Available data:
►
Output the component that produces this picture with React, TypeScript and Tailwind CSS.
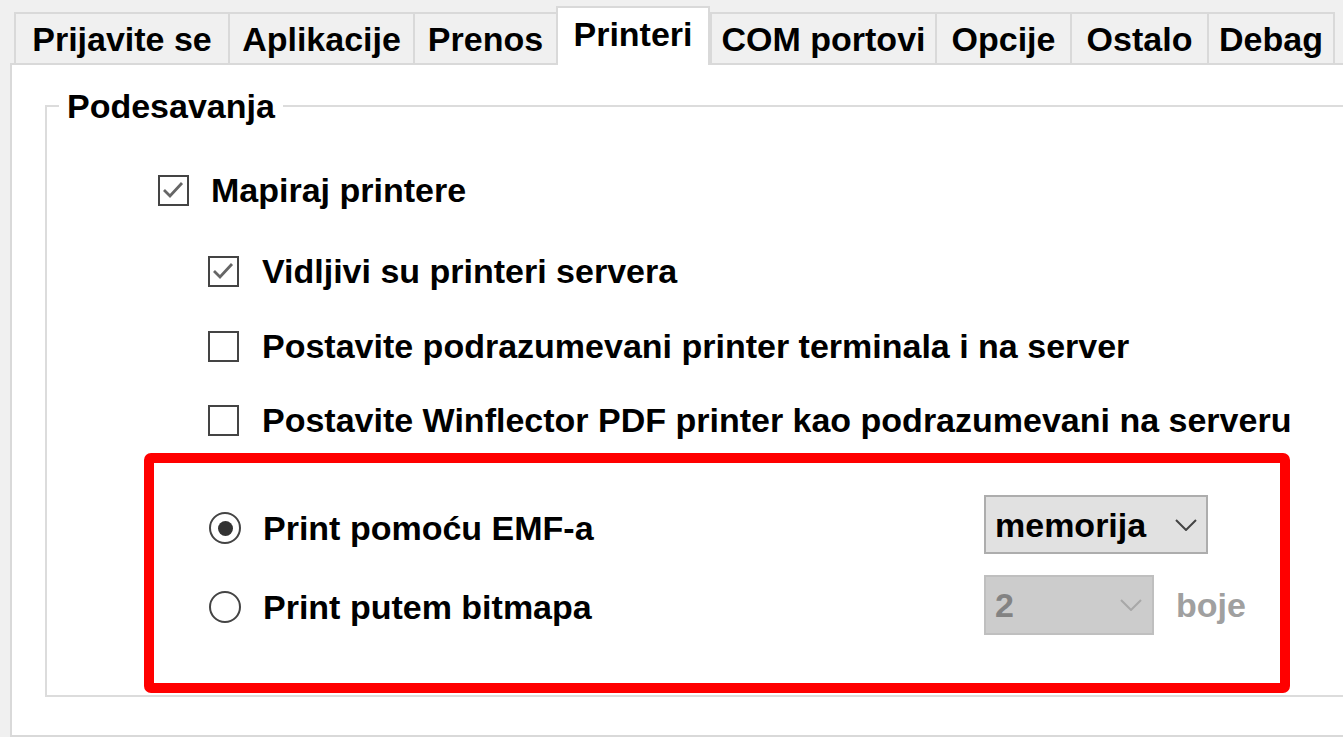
◄
►
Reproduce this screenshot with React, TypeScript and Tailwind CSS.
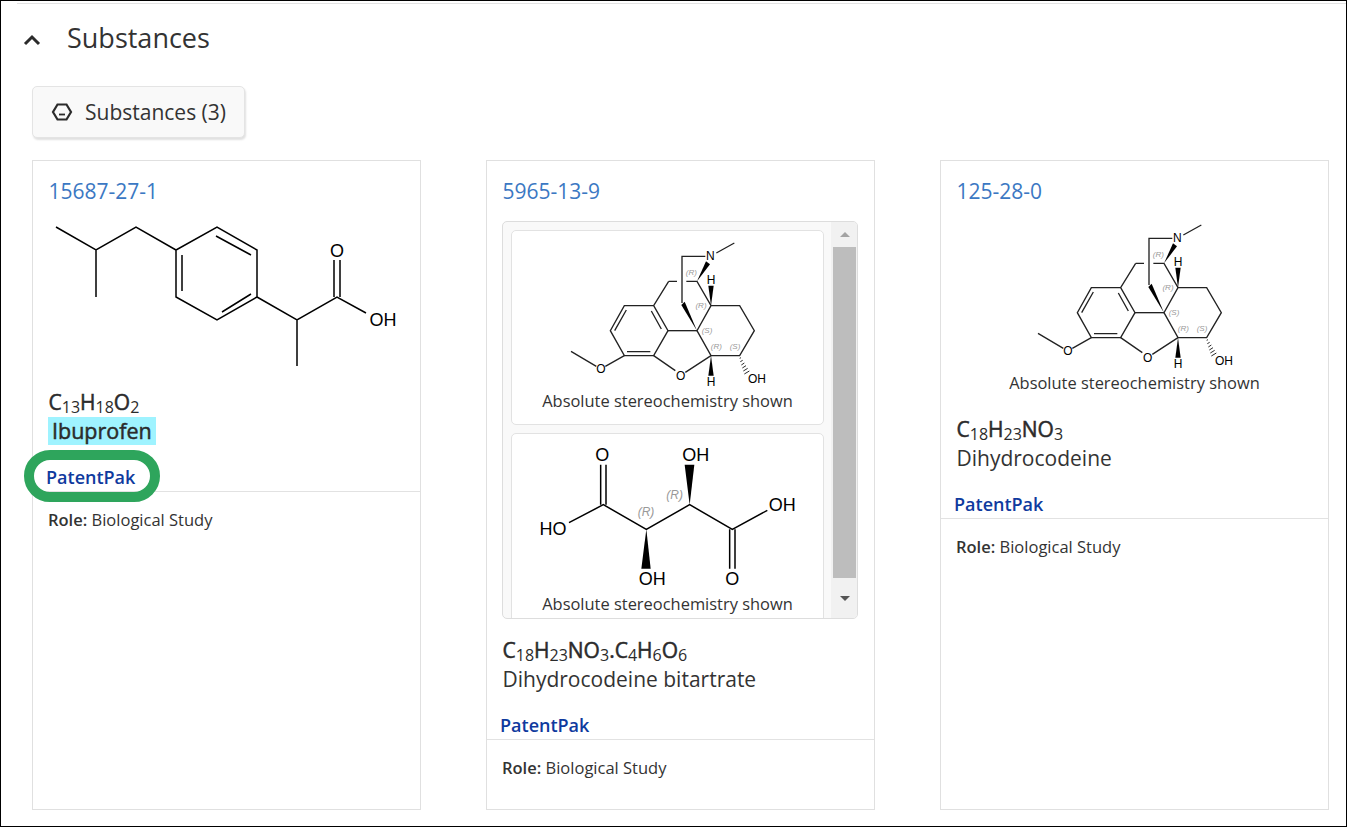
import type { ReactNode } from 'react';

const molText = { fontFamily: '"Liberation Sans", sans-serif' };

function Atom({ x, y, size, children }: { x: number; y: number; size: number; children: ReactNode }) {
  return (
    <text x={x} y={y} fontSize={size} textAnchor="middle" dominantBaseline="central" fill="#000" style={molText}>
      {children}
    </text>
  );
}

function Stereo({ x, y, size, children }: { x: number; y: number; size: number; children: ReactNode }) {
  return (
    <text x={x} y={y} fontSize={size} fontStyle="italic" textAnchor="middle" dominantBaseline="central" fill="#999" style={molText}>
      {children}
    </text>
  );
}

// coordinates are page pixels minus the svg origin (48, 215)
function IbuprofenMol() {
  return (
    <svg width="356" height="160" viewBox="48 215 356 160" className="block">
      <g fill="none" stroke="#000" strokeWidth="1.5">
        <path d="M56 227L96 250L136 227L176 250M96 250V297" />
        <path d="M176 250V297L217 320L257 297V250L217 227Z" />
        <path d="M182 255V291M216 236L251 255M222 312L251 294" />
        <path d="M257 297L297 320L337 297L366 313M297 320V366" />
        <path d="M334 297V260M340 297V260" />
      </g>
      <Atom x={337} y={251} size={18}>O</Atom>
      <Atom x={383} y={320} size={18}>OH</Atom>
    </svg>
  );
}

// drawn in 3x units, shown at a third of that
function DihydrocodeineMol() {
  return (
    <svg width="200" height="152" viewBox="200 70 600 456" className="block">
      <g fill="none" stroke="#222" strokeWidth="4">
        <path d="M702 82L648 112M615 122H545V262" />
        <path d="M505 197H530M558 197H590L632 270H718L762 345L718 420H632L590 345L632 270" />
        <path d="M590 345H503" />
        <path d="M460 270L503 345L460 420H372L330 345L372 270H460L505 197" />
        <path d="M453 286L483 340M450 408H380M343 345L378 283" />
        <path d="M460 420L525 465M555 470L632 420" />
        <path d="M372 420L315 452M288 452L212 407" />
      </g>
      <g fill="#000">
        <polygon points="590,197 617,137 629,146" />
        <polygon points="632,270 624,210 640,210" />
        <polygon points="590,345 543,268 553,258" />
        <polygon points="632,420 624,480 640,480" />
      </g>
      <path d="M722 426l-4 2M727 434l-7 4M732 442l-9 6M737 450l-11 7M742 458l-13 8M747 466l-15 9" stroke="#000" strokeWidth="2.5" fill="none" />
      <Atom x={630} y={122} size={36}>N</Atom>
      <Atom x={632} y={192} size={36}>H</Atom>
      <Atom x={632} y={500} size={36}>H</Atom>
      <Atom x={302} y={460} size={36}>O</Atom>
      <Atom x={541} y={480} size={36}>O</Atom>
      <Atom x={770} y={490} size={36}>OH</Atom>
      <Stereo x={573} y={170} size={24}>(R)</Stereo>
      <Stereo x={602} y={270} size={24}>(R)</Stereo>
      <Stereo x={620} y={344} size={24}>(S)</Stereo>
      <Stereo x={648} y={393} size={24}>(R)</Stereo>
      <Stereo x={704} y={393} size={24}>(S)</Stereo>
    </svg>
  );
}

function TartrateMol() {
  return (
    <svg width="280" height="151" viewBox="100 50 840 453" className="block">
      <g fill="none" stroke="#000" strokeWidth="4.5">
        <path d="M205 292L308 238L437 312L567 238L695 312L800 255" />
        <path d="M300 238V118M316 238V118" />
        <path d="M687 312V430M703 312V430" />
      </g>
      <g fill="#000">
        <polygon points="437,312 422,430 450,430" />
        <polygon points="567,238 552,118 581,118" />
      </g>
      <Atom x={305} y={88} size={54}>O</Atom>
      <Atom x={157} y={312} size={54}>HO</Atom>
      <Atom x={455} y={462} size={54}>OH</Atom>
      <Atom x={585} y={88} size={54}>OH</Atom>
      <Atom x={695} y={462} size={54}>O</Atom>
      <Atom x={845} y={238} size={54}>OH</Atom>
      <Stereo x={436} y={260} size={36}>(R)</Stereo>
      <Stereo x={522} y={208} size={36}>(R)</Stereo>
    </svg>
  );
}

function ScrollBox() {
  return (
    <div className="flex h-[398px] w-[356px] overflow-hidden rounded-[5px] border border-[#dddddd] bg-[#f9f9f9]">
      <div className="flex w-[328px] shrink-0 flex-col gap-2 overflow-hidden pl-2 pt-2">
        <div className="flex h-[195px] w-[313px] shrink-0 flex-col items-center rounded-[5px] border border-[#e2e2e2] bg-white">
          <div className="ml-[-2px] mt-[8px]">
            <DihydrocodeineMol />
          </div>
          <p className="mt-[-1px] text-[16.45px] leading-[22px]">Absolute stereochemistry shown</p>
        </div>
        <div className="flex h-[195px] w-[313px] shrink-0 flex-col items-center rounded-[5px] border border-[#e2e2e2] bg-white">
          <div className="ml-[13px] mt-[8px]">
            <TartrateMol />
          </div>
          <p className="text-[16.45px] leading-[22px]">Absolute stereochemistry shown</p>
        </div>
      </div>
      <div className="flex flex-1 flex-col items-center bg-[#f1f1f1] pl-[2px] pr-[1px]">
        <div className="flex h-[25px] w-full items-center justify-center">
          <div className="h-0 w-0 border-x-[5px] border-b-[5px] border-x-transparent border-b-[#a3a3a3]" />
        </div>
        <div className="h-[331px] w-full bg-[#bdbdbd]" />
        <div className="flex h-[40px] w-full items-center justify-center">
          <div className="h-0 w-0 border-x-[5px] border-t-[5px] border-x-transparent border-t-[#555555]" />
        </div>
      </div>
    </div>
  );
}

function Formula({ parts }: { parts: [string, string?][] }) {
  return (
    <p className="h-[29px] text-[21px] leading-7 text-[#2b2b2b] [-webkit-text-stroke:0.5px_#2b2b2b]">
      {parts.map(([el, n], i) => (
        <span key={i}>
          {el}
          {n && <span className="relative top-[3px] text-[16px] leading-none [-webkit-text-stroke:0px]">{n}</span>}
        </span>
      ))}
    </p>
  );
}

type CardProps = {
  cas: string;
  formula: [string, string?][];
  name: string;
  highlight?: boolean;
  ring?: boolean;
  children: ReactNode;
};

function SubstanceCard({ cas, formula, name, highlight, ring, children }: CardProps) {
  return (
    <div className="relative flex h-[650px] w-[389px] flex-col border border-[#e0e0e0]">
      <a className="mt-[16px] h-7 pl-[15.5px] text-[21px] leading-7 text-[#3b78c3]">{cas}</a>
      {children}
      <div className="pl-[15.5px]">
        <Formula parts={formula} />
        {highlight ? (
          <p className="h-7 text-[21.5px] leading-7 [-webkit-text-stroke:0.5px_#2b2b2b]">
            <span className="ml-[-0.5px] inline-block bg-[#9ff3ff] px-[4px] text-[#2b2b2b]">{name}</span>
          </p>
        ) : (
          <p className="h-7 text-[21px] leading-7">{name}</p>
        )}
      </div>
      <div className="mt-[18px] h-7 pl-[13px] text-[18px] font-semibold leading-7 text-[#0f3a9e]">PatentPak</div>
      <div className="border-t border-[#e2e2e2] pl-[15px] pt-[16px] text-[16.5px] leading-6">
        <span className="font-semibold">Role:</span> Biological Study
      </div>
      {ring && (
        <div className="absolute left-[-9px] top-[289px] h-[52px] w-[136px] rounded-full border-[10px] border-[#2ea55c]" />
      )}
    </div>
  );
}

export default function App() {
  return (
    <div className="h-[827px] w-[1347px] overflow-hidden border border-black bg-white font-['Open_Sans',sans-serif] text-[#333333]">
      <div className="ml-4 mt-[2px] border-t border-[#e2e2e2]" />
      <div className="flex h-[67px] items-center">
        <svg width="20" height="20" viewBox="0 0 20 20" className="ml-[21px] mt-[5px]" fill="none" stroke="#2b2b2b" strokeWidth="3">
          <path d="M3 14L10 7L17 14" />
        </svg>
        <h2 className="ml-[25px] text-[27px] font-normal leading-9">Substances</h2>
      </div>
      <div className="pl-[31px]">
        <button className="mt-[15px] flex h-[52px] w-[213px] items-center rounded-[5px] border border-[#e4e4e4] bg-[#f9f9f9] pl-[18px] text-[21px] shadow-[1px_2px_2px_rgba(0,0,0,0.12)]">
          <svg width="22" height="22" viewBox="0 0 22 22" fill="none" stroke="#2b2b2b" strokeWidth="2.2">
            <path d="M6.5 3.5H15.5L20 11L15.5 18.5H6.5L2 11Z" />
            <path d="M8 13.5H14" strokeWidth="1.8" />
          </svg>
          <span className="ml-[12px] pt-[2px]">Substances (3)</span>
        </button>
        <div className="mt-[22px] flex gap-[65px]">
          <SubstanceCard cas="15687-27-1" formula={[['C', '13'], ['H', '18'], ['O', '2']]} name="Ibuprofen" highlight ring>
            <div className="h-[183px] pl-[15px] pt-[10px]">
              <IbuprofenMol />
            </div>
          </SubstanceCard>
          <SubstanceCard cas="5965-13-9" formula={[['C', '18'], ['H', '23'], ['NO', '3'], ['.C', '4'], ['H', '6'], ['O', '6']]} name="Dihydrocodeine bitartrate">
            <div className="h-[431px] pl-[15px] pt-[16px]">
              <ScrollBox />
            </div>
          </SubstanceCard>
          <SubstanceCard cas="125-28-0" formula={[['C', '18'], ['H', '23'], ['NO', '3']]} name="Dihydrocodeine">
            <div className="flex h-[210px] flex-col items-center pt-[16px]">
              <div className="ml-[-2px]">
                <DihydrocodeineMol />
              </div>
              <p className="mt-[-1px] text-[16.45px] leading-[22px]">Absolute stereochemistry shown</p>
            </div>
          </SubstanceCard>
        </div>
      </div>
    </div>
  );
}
◄
Problem: Say how many lines in the entries contain the string "Tailwind", and say nothing else.

Solution for this task: 2